The Greens senator insisted remarks that her journalist son Osman Faruqi had made on social media criticising white people were not racist because racism was also about power.
“It is tied to who holds the power and who has the authority to perpetrate racism and oppress people,” Faruqi said. “And in this country, the power of that is held by white people.”
The federal court case centres on a Twitter exchange between the two senators on 9 September 2022, shortly after Queen Elizabeth II died. After news of the monarch’s death had emerged overnight, Faruqi posted a message on Twitter at about 11.15am.
“Condolences to those who mourn the Queen,” the post said. “I cannot mourn the leader of a racist empire built on stolen lives, land and wealth of colonised peoples. We are reminded of the urgency of Treaty with First Nations, justice & reparations for British colonies & becoming a republic.”
Just under five hours later, Hanson quoted Faruqi’s tweet and posted a response.

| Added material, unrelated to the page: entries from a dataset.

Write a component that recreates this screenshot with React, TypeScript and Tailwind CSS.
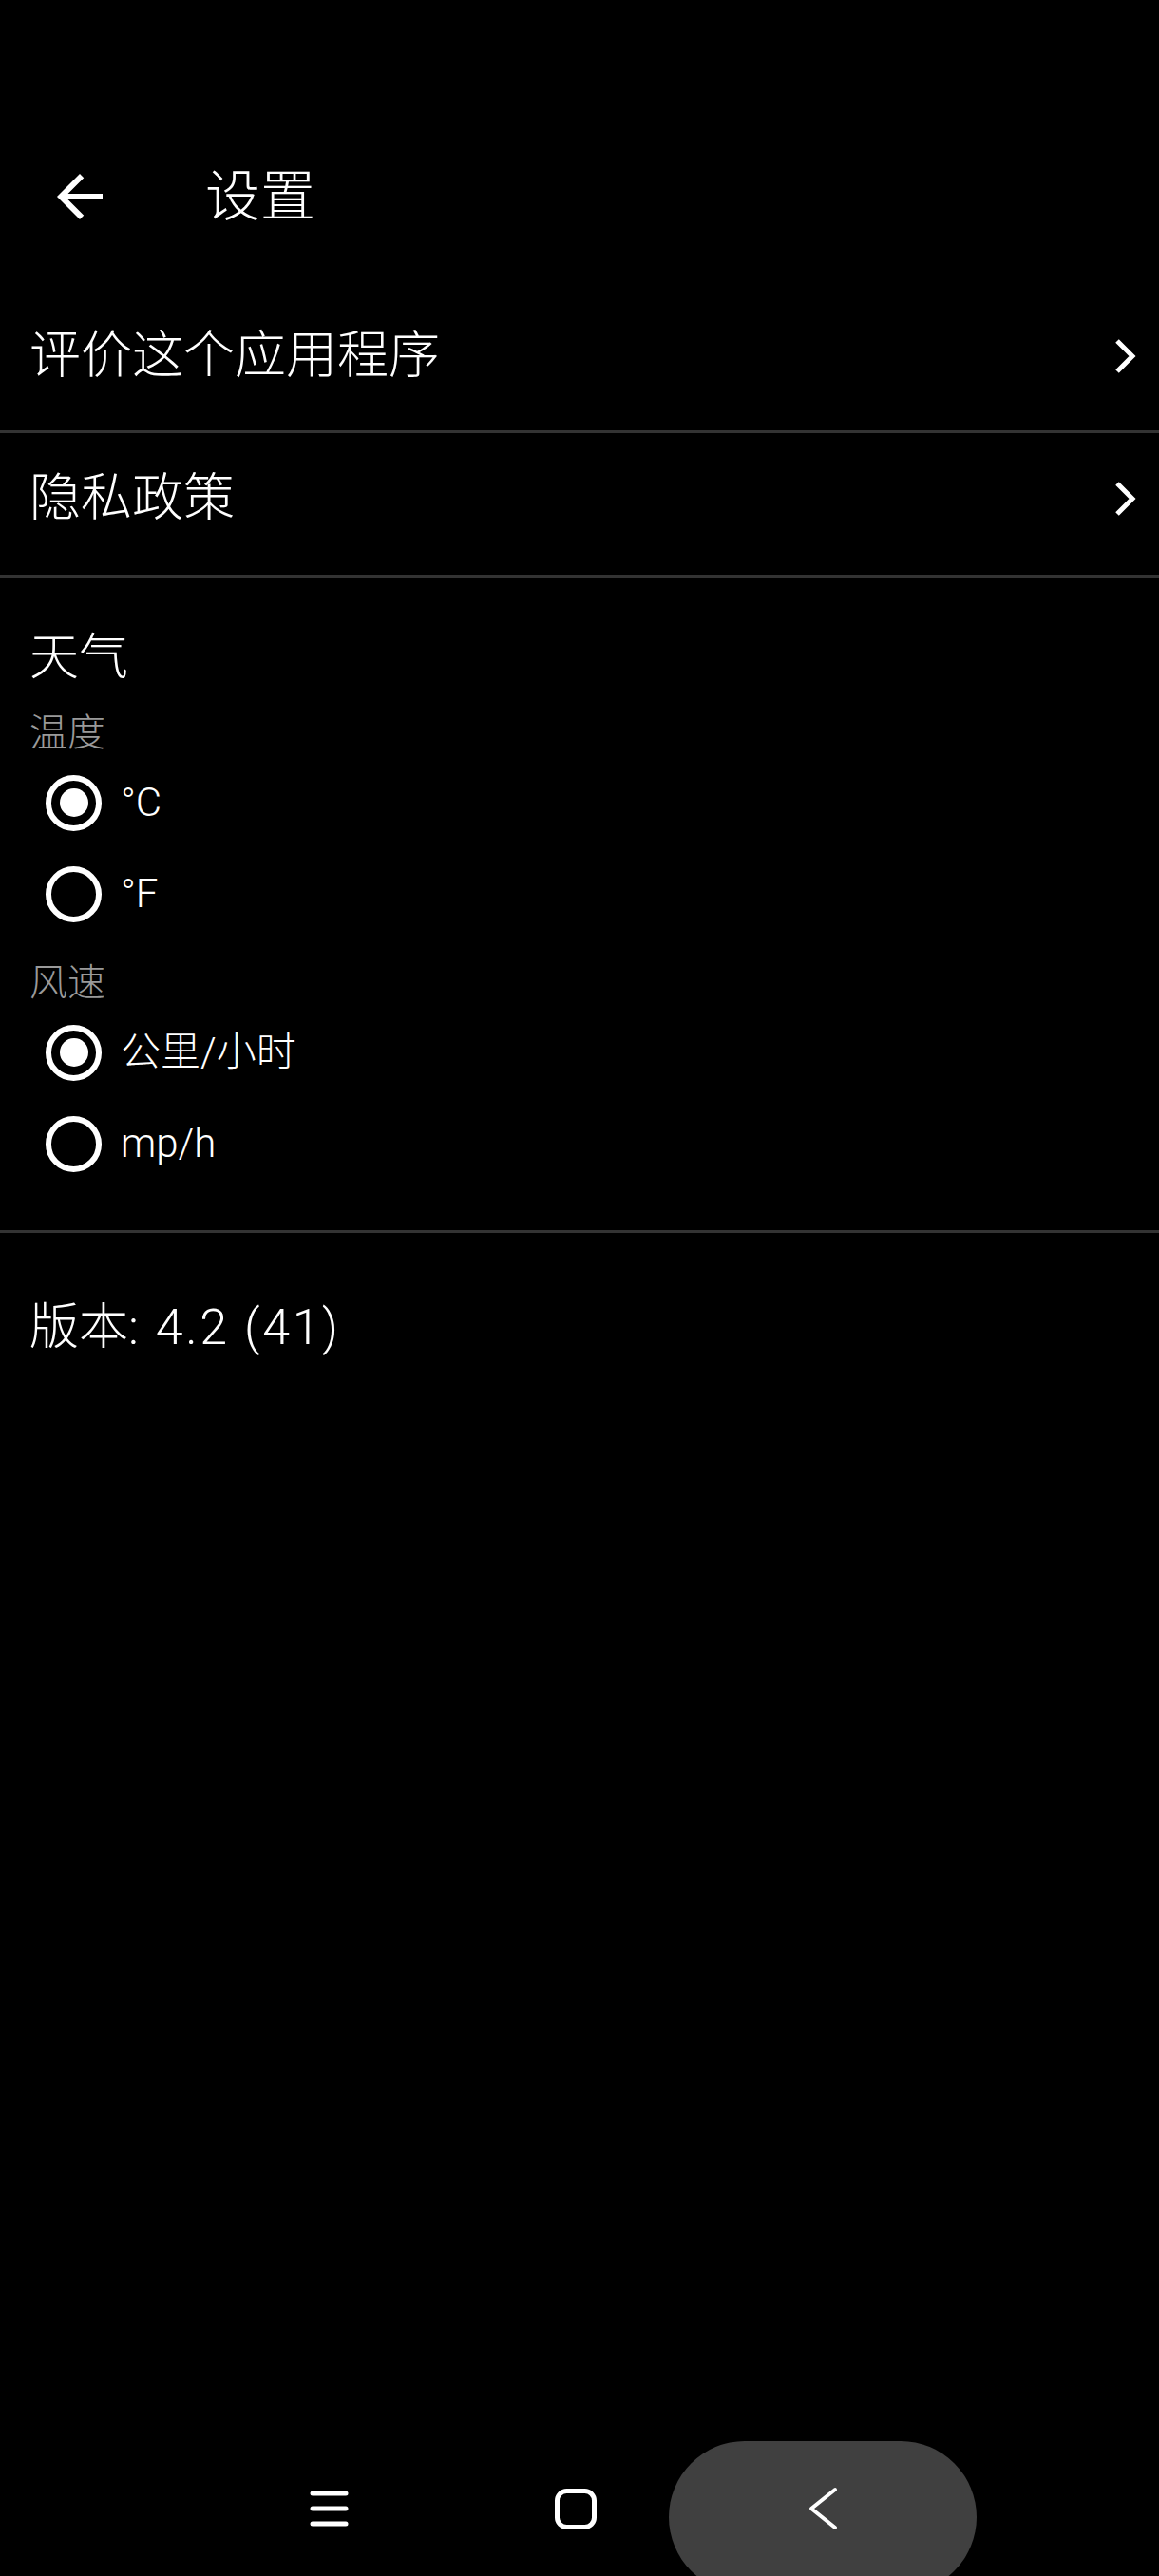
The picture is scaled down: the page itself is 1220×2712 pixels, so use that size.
import React, { useState } from 'react';

const font = "font-['Roboto','Noto_Sans_CJK_SC',sans-serif]";

function BackArrow() {
  return (
    <svg width="72" height="72" viewBox="0 0 24 24" className="shrink-0">
      <path fill="#fff" d="M20 11H7.83l5.59-5.59L12 4l-8 8 8 8 1.41-1.41L7.83 13H20v-2z" />
    </svg>
  );
}

function ChevronRight() {
  return (
    <svg width="26" height="40" viewBox="0 0 26 40" className="shrink-0">
      <polyline points="4,4 20,20 4,36" fill="none" stroke="#fff" strokeWidth="5" />
    </svg>
  );
}

function Divider() {
  return <div className="h-[3px] w-full bg-[#333333]" />;
}

function Radio({ checked }: { checked: boolean }) {
  return (
    <div className="flex h-[59px] w-[59px] shrink-0 items-center justify-center rounded-full border-[6px] border-white">
      {checked && <div className="h-[30px] w-[30px] rounded-full bg-white" />}
    </div>
  );
}

interface OptionProps {
  label: string;
  checked: boolean;
  onSelect: () => void;
}

function Option({ label, checked, onSelect }: OptionProps) {
  return (
    <button onClick={onSelect} className="flex h-[96px] w-full items-center pl-[48px] text-left">
      <Radio checked={checked} />
      <span className="ml-[20px] text-[42px] leading-none font-light text-white">{label}</span>
    </button>
  );
}

function LinkRow({ label, className }: { label: string; className: string }) {
  return (
    <div className={`flex items-center justify-between pl-[31px] pr-[22px] ${className}`}>
      <span className="text-[54px] leading-none font-light text-white">{label}</span>
      <ChevronRight />
    </div>
  );
}

export default function App() {
  const [temp, setTemp] = useState('c');
  const [wind, setWind] = useState('kmh');

  return (
    <div className={`flex min-h-[2712px] w-[1220px] flex-col bg-black ${font}`}>
      <header className="mt-[171px] flex items-center pl-[48px]">
        <BackArrow />
        <h1 className="ml-[96px] text-[58px] leading-none font-light text-white">设置</h1>
      </header>

      {/* rows */}
      <LinkRow label="评价这个应用程序" className="pt-[53px] pb-[51px] mt-[52px]" />
      <Divider />
      <LinkRow label="隐私政策" className="pt-[42px] pb-[53px]" />
      <Divider />

      <section className="pl-[31px] pt-[59px]">
        <h2 className="text-[52px] leading-none font-light text-white">天气</h2>
        <p className="mt-[33px] text-[40px] leading-none font-light text-[#9a9a9a]">温度</p>
      </section>
      <div className="mt-[5px]">
        <Option label="°C" checked={temp === 'c'} onSelect={() => setTemp('c')} />
        <Option label="°F" checked={temp === 'f'} onSelect={() => setTemp('f')} />
      </div>
      <p className="mt-[26px] pl-[31px] text-[40px] leading-none font-light text-[#9a9a9a]">风速</p>
      <div className="mt-[5px] mb-[43px]">
        <Option label="公里/小时" checked={wind === 'kmh'} onSelect={() => setWind('kmh')} />
        <Option label="mp/h" checked={wind === 'mph'} onSelect={() => setWind('mph')} />
      </div>
      <Divider />

      <p className="mt-[74px] pl-[31px] text-[52px] leading-none font-light text-white">
        版本<span className="tracking-[0.05em]">: 4.2 (41)</span>
      </p>

      <div className="flex-1" />

      {/* system nav bar */}
      <nav className="flex h-[142px] items-center overflow-hidden pl-[326px]">
        <svg width="41" height="38" viewBox="0 0 41 38" className="shrink-0">
          <g stroke="#fff" strokeWidth="5" strokeLinecap="round">
            <line x1="3" y1="3" x2="38" y2="3" />
            <line x1="3" y1="19" x2="38" y2="19" />
            <line x1="3" y1="35" x2="38" y2="35" />
          </g>
        </svg>
        <svg width="44" height="43" viewBox="0 0 44 43" className="ml-[217px] shrink-0">
          <rect x="2.5" y="2.5" width="39" height="38" rx="10" fill="none" stroke="#fff" strokeWidth="5" />
        </svg>
        <div className="ml-[76px] flex h-[160px] w-[324px] shrink-0 items-center justify-center self-start rounded-[80px] bg-[#404040]">
          <svg width="31" height="46" viewBox="0 0 31 46" className="-mt-[18px]">
            <polyline points="28,3 3,23 28,43" fill="none" stroke="#fff" strokeWidth="4" strokeLinecap="round" strokeLinejoin="round" />
          </svg>
        </div>
      </nav>
    </div>
  );
}
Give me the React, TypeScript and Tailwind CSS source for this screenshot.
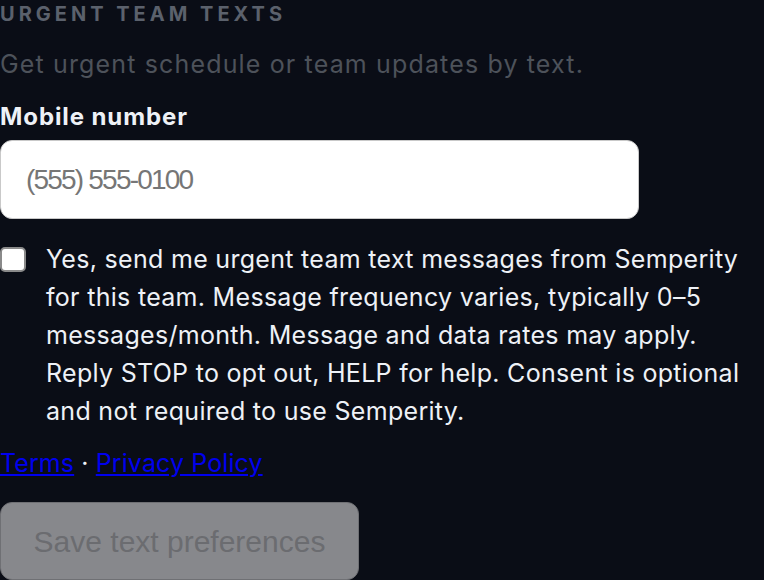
import { useState } from "react";

export default function App() {
  const [phone, setPhone] = useState("");
  const [consent, setConsent] = useState(false);

  const canSave = consent && phone.trim().length > 0;

  return (
    <div className="min-h-screen w-full overflow-hidden bg-[#0a0d16] font-['Inter',sans-serif] text-[#eef1f6]">
      <h2 className="text-[20px] font-bold uppercase leading-[28px] tracking-[0.2em] text-[#5b616c]">
        Urgent team texts
      </h2>
      <p className="mt-[18px] text-[25px] leading-[36px] tracking-[1.15px] text-[#4d525a]">
        Get urgent schedule or team updates by text.
      </p>

      <label
        htmlFor="mobile"
        className="mt-[17px] block text-[24px] font-bold leading-[36px] tracking-[0.9px]"
      >
        Mobile number
      </label>
      <input
        id="mobile"
        type="tel"
        value={phone}
        onChange={(e) => setPhone(e.target.value)}
        placeholder="(555) 555-0100"
        className="mt-[5px] block h-[79px] w-[639px] rounded-[12px] border-[1.5px] border-[#c9c9c9] bg-white px-[25px] font-['Liberation_Sans',Arial,sans-serif] text-[28px] tracking-[-1.8px] text-black placeholder:text-[#767676] outline-none"
      />

      <label className="mt-[21px] flex items-start gap-[20px]">
        <input
          type="checkbox"
          checked={consent}
          onChange={(e) => setConsent(e.target.checked)}
          className="mt-[7px] h-[25px] w-[26px] shrink-0 appearance-none rounded-[5px] border-[2px] border-[#8a8a8a] bg-white checked:bg-[#0a66ff]"
        />
        <span className="text-[25px] leading-[38px] tracking-[0.3px]">
          Yes, send me urgent team text messages from Semperity for this team. Message frequency
          varies, typically 0–5 messages/month. Message and data rates may apply. Reply STOP to opt
          out, HELP for help. Consent is optional and not required to use Semperity.
        </span>
      </label>

      <div className="mt-[15px] text-[25px] leading-[36px] tracking-[0.1px]">
        <a href="#terms" className="text-[#0000ee] underline">
          Terms
        </a>
        {" · "}
        <a href="#privacy" className="text-[#0000ee] underline">
          Privacy Policy
        </a>
      </div>

      <button
        type="button"
        disabled={!canSave}
        className="mt-[21px] h-[78px] w-[359px] rounded-[12px] border-[1.5px] border-[#6f7074] bg-[#87888c] font-['Liberation_Sans',Arial,sans-serif] text-[30px] text-[#6b6c70]"
      >
        Save text preferences
      </button>
    </div>
  );
}
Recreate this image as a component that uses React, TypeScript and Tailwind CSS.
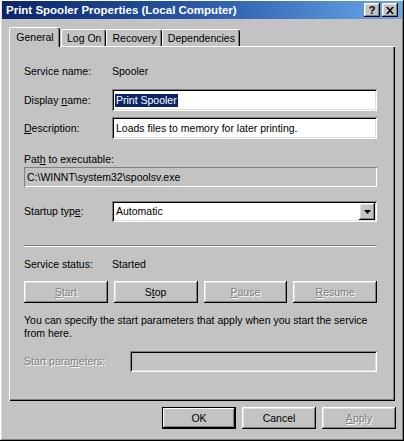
import type { ReactNode } from 'react';

const raised =
  'shadow-[inset_-1px_-1px_#000,inset_1px_1px_#fff,inset_-2px_-2px_#808080,inset_2px_2px_#dfdfdf]';
const sunken =
  'shadow-[inset_1px_1px_#808080,inset_-1px_-1px_#fff,inset_2px_2px_#000,inset_-2px_-2px_#dfdfdf]';
const disabledText = 'text-[#808080] [text-shadow:1px_1px_0_#fff]';

function U({ children }: { children: ReactNode }) {
  return <span className="underline underline-offset-[1px]">{children}</span>;
}

function Btn({
  children,
  disabled,
  className = '',
}: {
  children: ReactNode;
  disabled?: boolean;
  className?: string;
}) {
  return (
    <div
      className={`flex h-[22px] items-center justify-center bg-[#c3c3c3] ${raised} ${
        disabled ? disabledText : 'text-black'
      } ${className}`}
    >
      <span>{children}</span>
    </div>
  );
}

function Tab({ label, active }: { label: string; active?: boolean }) {
  if (active) {
    return (
      <div className="relative z-10 -mb-px ml-px flex h-[20px] w-[51px] items-center justify-center rounded-t-[2px] border-l border-t border-white bg-[#c3c3c3] shadow-[inset_-1px_0_#000,inset_-2px_0_#808080]">
        {label}
      </div>
    );
  }
  return (
    <div className="flex h-[17px] items-center justify-center rounded-t-[2px] border-l border-t border-white bg-[#c3c3c3] px-[5px] shadow-[inset_-1px_0_#000,inset_-2px_0_#808080]">
      {label}
    </div>
  );
}

export default function App() {
  return (
    <div className="font-['Liberation_Sans',Arial,sans-serif] text-[10.5px] leading-[13px] text-black">
      <div
        className={`flex h-[441px] w-[404px] flex-col bg-[#c3c3c3] px-[2px] pt-[1px] ${raised}`}
      >
        {/* title bar */}
        <div className="flex h-[18px] items-center justify-between bg-gradient-to-r from-[#0a246a] via-[#2a5aa8] to-[#6aa8e8] pl-[4px] pr-[4px]">
          <span className="text-[11.5px] font-bold text-white">Print Spooler Properties (Local Computer)</span>
          <div className="flex gap-[2px]">
            <div className={`flex h-[14px] w-[16px] items-center justify-center bg-[#c3c3c3] text-[11px] font-bold leading-none ${raised}`}>
              ?
            </div>
            <div className={`flex h-[14px] w-[16px] items-center justify-center bg-[#c3c3c3] ${raised}`}>
              <svg width="8" height="7" viewBox="0 0 8 7">
                <path d="M0 0h2l2 2.5L6 0h2L5 3.5 8 7H6L4 4.5 2 7H0l3-3.5z" fill="#000" />
              </svg>
            </div>
          </div>
        </div>

        {/* tabs */}
        <div className="mt-[8px] flex items-end pl-[6px]">
          <Tab label="General" active />
          <div className="w-px" />
          <Tab label="Log On" />
          <Tab label="Recovery" />
          <Tab label="Dependencies" />
        </div>

        {/* panel */}
        <div className="ml-[7px] flex h-[355px] w-[386px] flex-col border-l border-t border-white bg-[#c3c3c3] pl-[14px] pr-[18px] shadow-[inset_-1px_-1px_#000,inset_-2px_-2px_#808080]">
          <div className="mt-[16px] flex h-[16px] items-center">
            <span className="w-[88px]">Service name:</span>
            <span>Spooler</span>
          </div>

          <div className="mt-[10px] flex h-[22px] items-center">
            <span className="w-[88px]">
              Display <U>n</U>ame:
            </span>
            <div className={`flex h-[22px] flex-1 items-center bg-white px-[3px] ${sunken}`}>
              <span className="bg-[#0a246a] px-px text-white">Print Spooler</span>
            </div>
          </div>

          <div className="mt-[6px] flex h-[22px] items-center">
            <span className="w-[88px]">
              <U>D</U>escription:
            </span>
            <div className={`flex h-[22px] flex-1 items-center bg-white px-[4px] ${sunken}`}>
              Loads files to memory for later printing.
            </div>
          </div>

          <div className="mt-[13px] flex h-[14px] items-center">
            <span>
              Pat<U>h</U> to executable:
            </span>
          </div>
          <div className="mt-[1px] flex h-[20px] items-center bg-[#c3c3c3] px-[3px] shadow-[inset_1px_1px_#808080,inset_-1px_-1px_#fff]">
            C:\WINNT\system32\spoolsv.exe
          </div>

          <div className="mt-[14px] flex h-[21px] items-center">
            <span className="w-[88px]">
              Startup typ<U>e</U>:
            </span>
            <div className={`flex h-[21px] flex-1 items-center justify-between bg-white pl-[4px] pr-[2px] ${sunken}`}>
              <span>Automatic</span>
              <div className={`flex h-[17px] w-[16px] items-center justify-center bg-[#c3c3c3] ${raised}`}>
                <svg width="7" height="4" viewBox="0 0 7 4">
                  <path d="M0 0h7L3.5 4z" fill="#000" />
                </svg>
              </div>
            </div>
          </div>

          <div className="mt-[23px] h-[2px] border-t border-b border-t-[#808080] border-b-white" />

          <div className="mt-[10px] flex h-[14px] items-center">
            <span className="w-[88px]">Service status:</span>
            <span>Started</span>
          </div>

          <div className="mt-[10px] grid grid-cols-4 gap-[6px]">
            <Btn disabled>
              <U>S</U>tart
            </Btn>
            <Btn>
              S<U>t</U>op
            </Btn>
            <Btn disabled>
              <U>P</U>ause
            </Btn>
            <Btn disabled>
              <U>R</U>esume
            </Btn>
          </div>

          <p className="mt-[11px] leading-[13px]">
            You can specify the start parameters that apply when you start the service from here.
          </p>

          <div className="mt-[11px] flex h-[21px] items-center">
            <span className={`w-[106px] ${disabledText}`}>
              Start para<U>m</U>eters:
            </span>
            <div className={`h-[21px] flex-1 bg-[#c3c3c3] ${sunken}`} />
          </div>
        </div>

        {/* dialog buttons */}
        <div className="mt-[6px] flex justify-end gap-[6px] pr-[6px]">
          <div className="flex h-[22px] w-[74px] items-center justify-center border border-black bg-[#c3c3c3] shadow-[inset_-1px_-1px_#000,inset_1px_1px_#fff,inset_-2px_-2px_#808080]">
            OK
          </div>
          <Btn className="w-[74px]">Cancel</Btn>
          <Btn disabled className="w-[74px]">
            <U>A</U>pply
          </Btn>
        </div>
      </div>
    </div>
  );
}
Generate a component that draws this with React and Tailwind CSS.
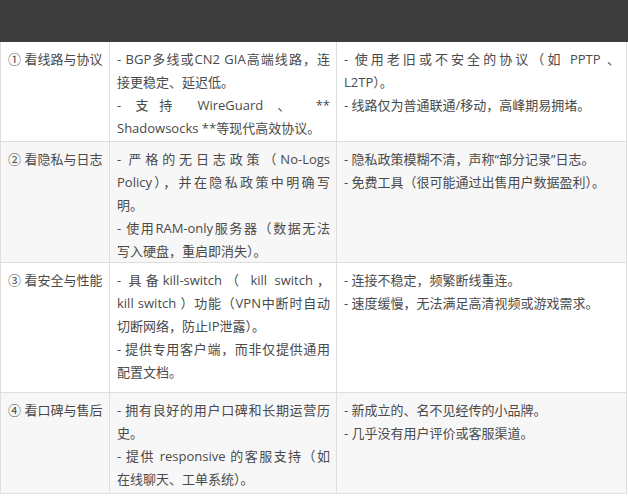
const J = "whitespace-nowrap text-justify [text-align-last:justify]";
const L = "whitespace-nowrap";

const rows = [
	{
		label: "① 看线路与协议",
		h: "h-[100px]",
		bg: "bg-white",
		good: [
			["- BGP多线或CN2 GIA高端线路，连", J],
			["接更稳定、延迟低。", L],
			["- 支持 WireGuard 、 **", J],
			["Shadowsocks **等现代高效协议。", L],
		],
		bad: [
			["- 使用老旧或不安全的协议（如 PPTP 、", J],
			["L2TP）。", L],
			["- 线路仅为普通联通/移动，高峰期易拥堵。", L],
		],
	},
	{
		label: "② 看隐私与日志",
		h: "h-[121px]",
		bg: "bg-[#f7f7f7]",
		good: [
			["- 严格的无日志政策（No-Logs", J],
			["Policy），并在隐私政策中明确写", J],
			["明。", L],
			["- 使用RAM-only服务器（数据无法", J],
			["写入硬盘，重启即消失）。", L],
		],
		bad: [
			["- 隐私政策模糊不清，声称“部分记录”日志。", L],
			["- 免费工具（很可能通过出售用户数据盈利）。", L],
		],
	},
	{
		label: "③ 看安全与性能",
		h: "h-[130px]",
		bg: "bg-white",
		good: [
			["- 具备kill-switch（ kill switch，", J],
			["kill switch ）功能（VPN中断时自动", J],
			["切断网络，防止IP泄露）。", L],
			["- 提供专用客户端，而非仅提供通用", J],
			["配置文档。", L],
		],
		bad: [
			["- 连接不稳定，频繁断线重连。", L],
			["- 速度缓慢，无法满足高清视频或游戏需求。", L],
		],
	},
	{
		label: "④ 看口碑与售后",
		h: "h-[101px]",
		bg: "bg-[#f7f7f7]",
		good: [
			["- 拥有良好的用户口碑和长期运营历", J],
			["史。", L],
			["- 提供 responsive 的客服支持（如", J],
			["在线聊天、工单系统）。", L],
		],
		bad: [
			["- 新成立的、名不见经传的小品牌。", L],
			["- 几乎没有用户评价或客服渠道。", L],
		],
	},
];

function Lines({ items }) {
	return items.map(([text, cls], i) => (
		<div key={i} className={cls}>{text}</div>
	));
}

export default function App() {
	return (
		<div
			className="w-[628px] h-[496px] overflow-hidden bg-white text-[13px] leading-[23px] text-[#4a4a4a]"
			style={{ fontFamily: '"Open Sans", "Noto Sans CJK SC", sans-serif' }}>
			{/* dark header strip */}
			<div className="h-[42px] bg-[#3c3c3c]" />

			{/* comparison table */}
			<div className="w-[627px] border-x border-[#dedede]">
				{rows.map((row, i) => (
					<div
						key={i}
						className={`grid grid-cols-[109px_227px_1fr] border-b border-[#dedede] ${row.h} ${row.bg}`}>
						<div className="border-r border-[#dedede] pl-[7px] pt-[6px] whitespace-nowrap">
							{row.label}
						</div>
						<div className="border-r border-[#dedede] pl-[7px] pr-[6px] pt-[6px]">
							<Lines items={row.good} />
						</div>
						<div className="pl-[7px] pr-[6px] pt-[6px]">
							<Lines items={row.bad} />
						</div>
					</div>
				))}
			</div>
		</div>
	);
}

“Your attitude appalls and disgusts me,” Hanson’s post said. “When you immigrated to Australia you took every advantage of this country. You took citizenship, bought multiple homes, and a job in a parliament. It’s clear you’re not happy, so pack your bags and piss off back to Pakistan.”
Chrysanthou told the court Faruqi had posted her original tweet on a day and at a time designed to provoke a response. Long before Hanson posted her response, she said Faruqi had already received a barrage of similarly critical responses.
Faruqi’s lawyer, Saul Holt KC, suggested the words in Hanson’s tweet were more likely to offend and humiliate because of who said them.
“They were spoken by Pauline Hanson, a senator of the Australian Parliament, the leader of a political party and so to use the modern term ‘an influencer’ - a well known long standing and prolific sire of racist things, particularly anti migrant and anti Muslim things,” Holt said.
Chrysanthou suggested Hanson’s tweet was only accusing Faruqi of hypocrisy.
“Senator Hanson was targeting me with racism,” Faruqi replied. Earlier, Holt told the court that Hanson’s wording was “just a version of the well-known anti-migrant, racist, nativist phrase ‘go back to where you came from’”.
Faruqi defended her original tweet, saying every MP or senator had the right to criticise Australia’s institutions.
“That’s how change happens for the better. And that was my reason for doing this. That’s not hypocrisy.”
Faruqi is asking the court to make Hanson delete the post, undertake anti-racism training at her own expense and donate $150,000 to a charity of Faruqi’s choosing.
Hanson’s lawyers argue her tweet falls within the Racial Discrimination Act’s exemptions because she acted reasonably and her comments were made in good faith and reflected a genuine belief.
Hanson is due to give evidence on Tuesday.